- _TASK STATEMENT_:
In the data, extract each line that holds the string "this".

- _INPUT DATA_:
+---+
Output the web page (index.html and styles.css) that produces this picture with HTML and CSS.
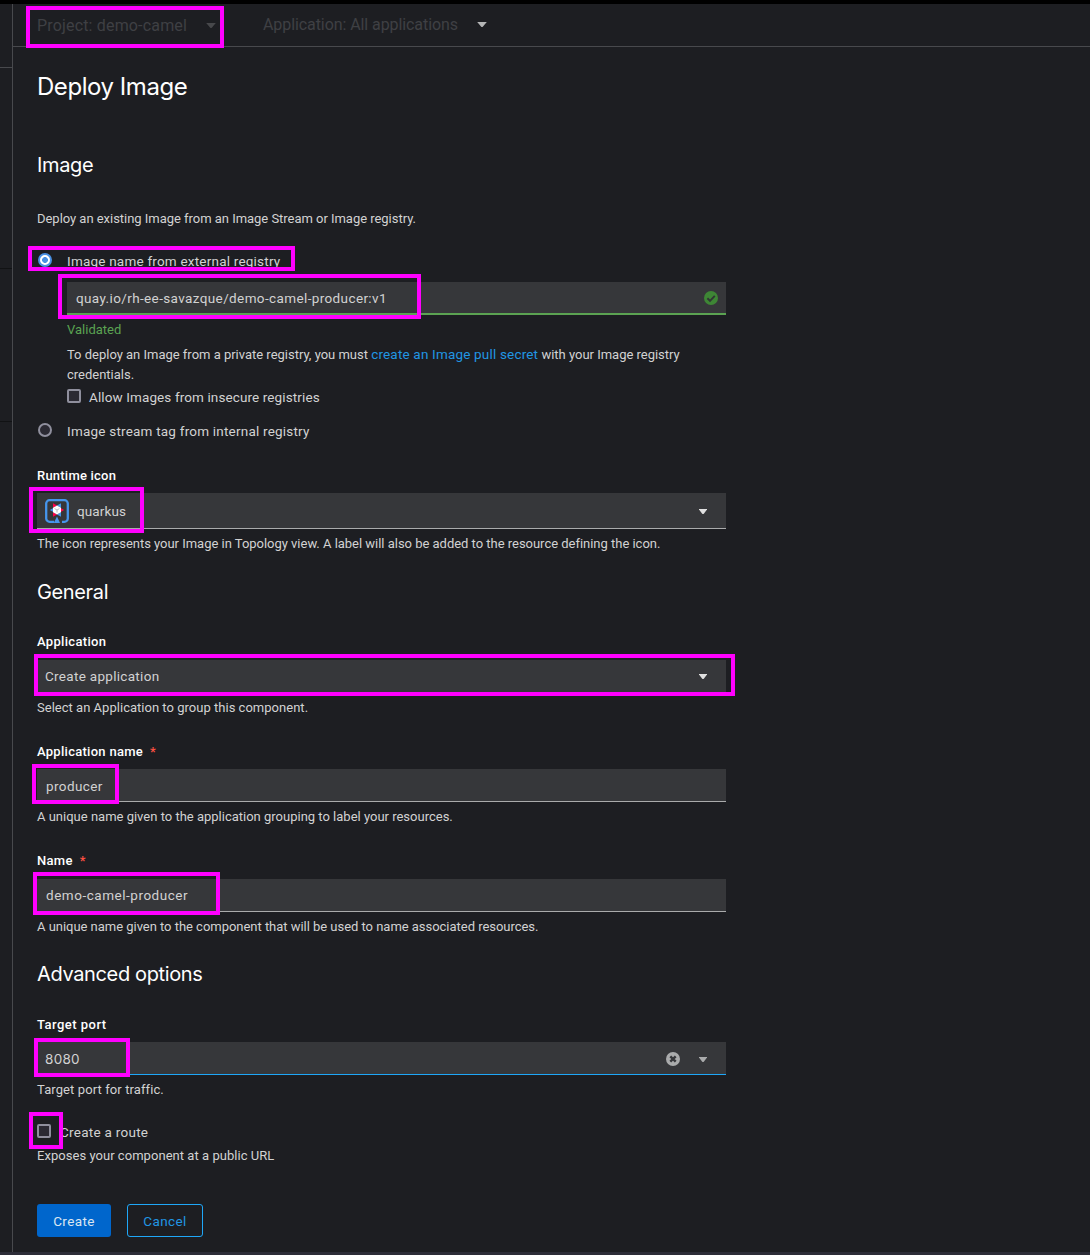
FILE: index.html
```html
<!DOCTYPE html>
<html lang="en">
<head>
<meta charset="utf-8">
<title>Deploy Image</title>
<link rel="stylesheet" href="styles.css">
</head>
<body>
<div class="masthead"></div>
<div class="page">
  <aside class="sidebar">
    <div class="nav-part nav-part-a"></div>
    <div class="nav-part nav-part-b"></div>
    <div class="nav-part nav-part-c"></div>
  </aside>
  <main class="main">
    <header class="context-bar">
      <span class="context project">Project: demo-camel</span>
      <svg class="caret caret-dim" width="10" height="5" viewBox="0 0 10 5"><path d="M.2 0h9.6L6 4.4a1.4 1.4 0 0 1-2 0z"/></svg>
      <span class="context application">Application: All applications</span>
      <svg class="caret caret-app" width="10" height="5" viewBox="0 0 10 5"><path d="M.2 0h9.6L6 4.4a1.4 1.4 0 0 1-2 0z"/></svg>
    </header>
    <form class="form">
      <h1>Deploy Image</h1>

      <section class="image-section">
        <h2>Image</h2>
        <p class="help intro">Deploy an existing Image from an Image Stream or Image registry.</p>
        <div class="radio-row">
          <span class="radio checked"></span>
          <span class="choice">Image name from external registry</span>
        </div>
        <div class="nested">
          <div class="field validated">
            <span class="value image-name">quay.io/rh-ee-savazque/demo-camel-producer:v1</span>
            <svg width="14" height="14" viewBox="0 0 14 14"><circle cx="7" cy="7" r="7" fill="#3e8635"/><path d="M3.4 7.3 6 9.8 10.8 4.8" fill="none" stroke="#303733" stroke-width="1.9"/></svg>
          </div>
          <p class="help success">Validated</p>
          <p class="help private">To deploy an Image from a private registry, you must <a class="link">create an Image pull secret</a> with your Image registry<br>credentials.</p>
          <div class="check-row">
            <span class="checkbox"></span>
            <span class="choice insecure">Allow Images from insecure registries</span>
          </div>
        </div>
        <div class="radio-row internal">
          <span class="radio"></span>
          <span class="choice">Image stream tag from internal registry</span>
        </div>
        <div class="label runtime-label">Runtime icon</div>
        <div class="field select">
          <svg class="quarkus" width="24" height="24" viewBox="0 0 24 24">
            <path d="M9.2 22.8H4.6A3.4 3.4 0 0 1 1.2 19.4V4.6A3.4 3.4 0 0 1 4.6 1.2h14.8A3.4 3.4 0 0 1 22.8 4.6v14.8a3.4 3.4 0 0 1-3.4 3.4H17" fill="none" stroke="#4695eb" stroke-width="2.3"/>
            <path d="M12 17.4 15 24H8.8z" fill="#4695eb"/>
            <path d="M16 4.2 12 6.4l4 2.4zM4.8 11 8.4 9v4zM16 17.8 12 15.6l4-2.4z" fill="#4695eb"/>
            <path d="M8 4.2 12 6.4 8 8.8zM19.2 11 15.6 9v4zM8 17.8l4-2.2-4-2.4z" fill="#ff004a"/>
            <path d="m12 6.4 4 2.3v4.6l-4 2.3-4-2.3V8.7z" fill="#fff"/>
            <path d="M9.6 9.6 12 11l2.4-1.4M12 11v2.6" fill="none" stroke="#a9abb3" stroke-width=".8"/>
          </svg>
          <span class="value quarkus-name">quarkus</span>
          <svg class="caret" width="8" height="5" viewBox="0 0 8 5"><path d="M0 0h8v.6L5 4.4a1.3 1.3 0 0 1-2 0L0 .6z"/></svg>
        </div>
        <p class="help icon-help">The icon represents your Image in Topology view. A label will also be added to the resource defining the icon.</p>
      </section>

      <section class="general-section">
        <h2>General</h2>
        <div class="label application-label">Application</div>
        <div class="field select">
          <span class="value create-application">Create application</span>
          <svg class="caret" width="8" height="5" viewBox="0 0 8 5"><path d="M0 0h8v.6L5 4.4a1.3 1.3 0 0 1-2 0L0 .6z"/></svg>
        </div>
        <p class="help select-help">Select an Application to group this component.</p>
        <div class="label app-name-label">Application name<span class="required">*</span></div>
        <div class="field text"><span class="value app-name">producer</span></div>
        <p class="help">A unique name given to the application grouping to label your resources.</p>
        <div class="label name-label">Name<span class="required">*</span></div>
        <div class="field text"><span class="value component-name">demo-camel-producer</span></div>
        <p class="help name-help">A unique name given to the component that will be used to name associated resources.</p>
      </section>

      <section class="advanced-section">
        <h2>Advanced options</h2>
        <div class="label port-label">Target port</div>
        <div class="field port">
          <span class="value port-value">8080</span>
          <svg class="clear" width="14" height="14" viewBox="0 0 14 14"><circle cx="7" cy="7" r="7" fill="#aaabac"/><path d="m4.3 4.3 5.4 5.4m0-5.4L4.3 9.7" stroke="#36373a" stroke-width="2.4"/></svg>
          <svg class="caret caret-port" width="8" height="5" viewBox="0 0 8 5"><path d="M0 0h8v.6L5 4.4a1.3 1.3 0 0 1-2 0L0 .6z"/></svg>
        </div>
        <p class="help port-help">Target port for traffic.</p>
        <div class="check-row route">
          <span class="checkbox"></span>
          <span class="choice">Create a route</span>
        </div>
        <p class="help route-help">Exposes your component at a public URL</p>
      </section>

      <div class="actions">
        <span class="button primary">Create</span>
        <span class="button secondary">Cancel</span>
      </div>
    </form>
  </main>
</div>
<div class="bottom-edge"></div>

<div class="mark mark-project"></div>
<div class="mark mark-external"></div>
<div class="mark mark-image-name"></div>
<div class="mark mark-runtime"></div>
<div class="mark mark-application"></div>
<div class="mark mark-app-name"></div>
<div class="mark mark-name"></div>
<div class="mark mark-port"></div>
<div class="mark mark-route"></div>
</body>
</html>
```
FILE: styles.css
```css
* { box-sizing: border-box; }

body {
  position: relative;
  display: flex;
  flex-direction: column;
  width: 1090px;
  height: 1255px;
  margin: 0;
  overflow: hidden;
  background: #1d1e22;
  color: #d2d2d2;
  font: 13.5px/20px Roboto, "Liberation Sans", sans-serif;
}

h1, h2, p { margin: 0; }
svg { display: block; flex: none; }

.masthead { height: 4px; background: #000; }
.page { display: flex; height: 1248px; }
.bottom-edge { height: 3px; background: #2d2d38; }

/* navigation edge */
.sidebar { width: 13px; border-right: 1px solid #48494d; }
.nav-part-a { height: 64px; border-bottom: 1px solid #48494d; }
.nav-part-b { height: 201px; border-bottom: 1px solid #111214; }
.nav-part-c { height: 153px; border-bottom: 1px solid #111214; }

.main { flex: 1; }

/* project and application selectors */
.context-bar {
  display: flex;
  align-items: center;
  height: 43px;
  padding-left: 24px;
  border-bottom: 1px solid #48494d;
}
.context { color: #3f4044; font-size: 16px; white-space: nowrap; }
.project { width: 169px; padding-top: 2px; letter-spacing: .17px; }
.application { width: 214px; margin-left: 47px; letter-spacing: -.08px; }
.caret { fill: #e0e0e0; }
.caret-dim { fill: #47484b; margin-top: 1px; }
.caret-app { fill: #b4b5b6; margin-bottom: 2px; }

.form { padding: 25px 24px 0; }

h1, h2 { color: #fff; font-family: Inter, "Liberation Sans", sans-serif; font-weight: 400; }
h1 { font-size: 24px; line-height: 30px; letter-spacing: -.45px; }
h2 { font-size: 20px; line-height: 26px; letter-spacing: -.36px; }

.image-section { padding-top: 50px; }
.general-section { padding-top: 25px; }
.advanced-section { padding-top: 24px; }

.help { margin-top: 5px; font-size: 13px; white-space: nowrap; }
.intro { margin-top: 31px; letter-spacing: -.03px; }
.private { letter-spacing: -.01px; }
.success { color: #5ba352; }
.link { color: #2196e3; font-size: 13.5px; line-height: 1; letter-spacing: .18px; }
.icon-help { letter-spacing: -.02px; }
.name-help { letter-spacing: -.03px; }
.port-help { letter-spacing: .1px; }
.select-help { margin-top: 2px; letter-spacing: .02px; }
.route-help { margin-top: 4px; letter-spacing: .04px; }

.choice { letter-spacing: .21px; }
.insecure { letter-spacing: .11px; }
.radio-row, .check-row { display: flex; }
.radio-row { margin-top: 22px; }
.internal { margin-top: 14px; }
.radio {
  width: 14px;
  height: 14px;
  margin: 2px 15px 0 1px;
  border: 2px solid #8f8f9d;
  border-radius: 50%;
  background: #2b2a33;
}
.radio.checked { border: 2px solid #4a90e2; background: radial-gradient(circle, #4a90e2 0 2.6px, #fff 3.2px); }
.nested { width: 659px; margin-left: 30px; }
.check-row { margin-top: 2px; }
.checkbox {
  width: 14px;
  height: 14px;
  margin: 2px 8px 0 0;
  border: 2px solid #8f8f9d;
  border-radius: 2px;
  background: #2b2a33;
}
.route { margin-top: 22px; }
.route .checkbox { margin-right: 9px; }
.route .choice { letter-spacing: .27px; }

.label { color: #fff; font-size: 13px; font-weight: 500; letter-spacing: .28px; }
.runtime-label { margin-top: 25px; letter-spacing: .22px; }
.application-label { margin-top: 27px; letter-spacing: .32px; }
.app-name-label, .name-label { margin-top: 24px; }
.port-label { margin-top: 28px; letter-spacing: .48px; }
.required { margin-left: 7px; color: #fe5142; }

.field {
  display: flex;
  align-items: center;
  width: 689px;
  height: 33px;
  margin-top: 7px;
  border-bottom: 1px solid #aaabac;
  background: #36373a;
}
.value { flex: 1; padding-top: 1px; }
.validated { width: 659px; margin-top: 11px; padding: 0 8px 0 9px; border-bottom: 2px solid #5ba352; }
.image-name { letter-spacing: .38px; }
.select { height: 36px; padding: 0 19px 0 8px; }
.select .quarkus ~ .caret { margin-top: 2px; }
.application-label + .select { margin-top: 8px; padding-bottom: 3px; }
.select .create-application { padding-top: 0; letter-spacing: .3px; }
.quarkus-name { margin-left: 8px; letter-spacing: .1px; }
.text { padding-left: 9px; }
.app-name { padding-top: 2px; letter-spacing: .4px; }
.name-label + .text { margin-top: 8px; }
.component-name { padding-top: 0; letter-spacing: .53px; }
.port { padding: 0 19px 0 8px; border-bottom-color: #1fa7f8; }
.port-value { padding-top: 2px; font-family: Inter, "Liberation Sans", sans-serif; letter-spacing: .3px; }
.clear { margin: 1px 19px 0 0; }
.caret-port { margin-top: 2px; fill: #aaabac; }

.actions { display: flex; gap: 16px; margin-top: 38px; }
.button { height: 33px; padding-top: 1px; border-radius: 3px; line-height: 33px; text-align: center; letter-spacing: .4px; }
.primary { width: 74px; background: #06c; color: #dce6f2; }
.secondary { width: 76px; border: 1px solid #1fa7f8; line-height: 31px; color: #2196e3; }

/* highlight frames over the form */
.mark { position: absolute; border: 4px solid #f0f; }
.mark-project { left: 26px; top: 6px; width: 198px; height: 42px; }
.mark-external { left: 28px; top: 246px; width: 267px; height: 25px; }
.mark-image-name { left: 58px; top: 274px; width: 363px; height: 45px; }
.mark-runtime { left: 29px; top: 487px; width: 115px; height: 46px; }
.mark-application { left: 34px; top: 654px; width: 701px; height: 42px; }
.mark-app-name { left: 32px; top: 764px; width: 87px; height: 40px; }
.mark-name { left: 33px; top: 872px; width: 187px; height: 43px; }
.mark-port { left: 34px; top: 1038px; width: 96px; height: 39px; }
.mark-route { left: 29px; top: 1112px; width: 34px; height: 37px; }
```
+---+
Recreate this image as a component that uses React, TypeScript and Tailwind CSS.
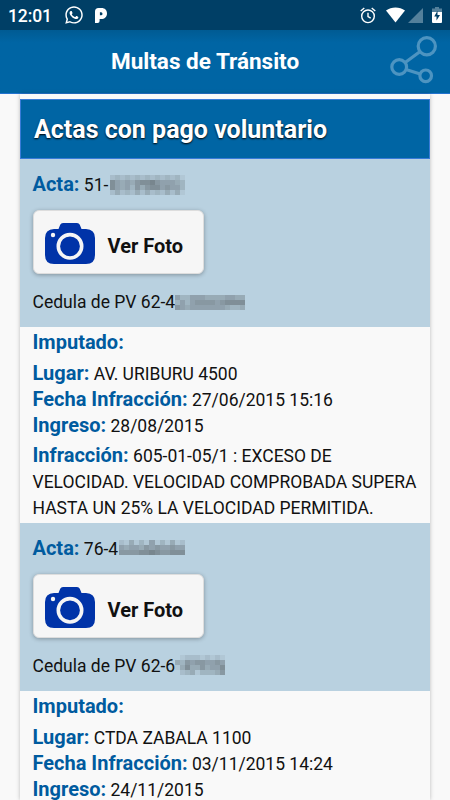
+---+
- _THE RESULT_:
Output the web page (index.html and styles.css) that produces this picture with HTML and CSS.
        <p class="help select-help">Select an Application to group this component.</p>
Recreate this image as a component that uses React, TypeScript and Tailwind CSS.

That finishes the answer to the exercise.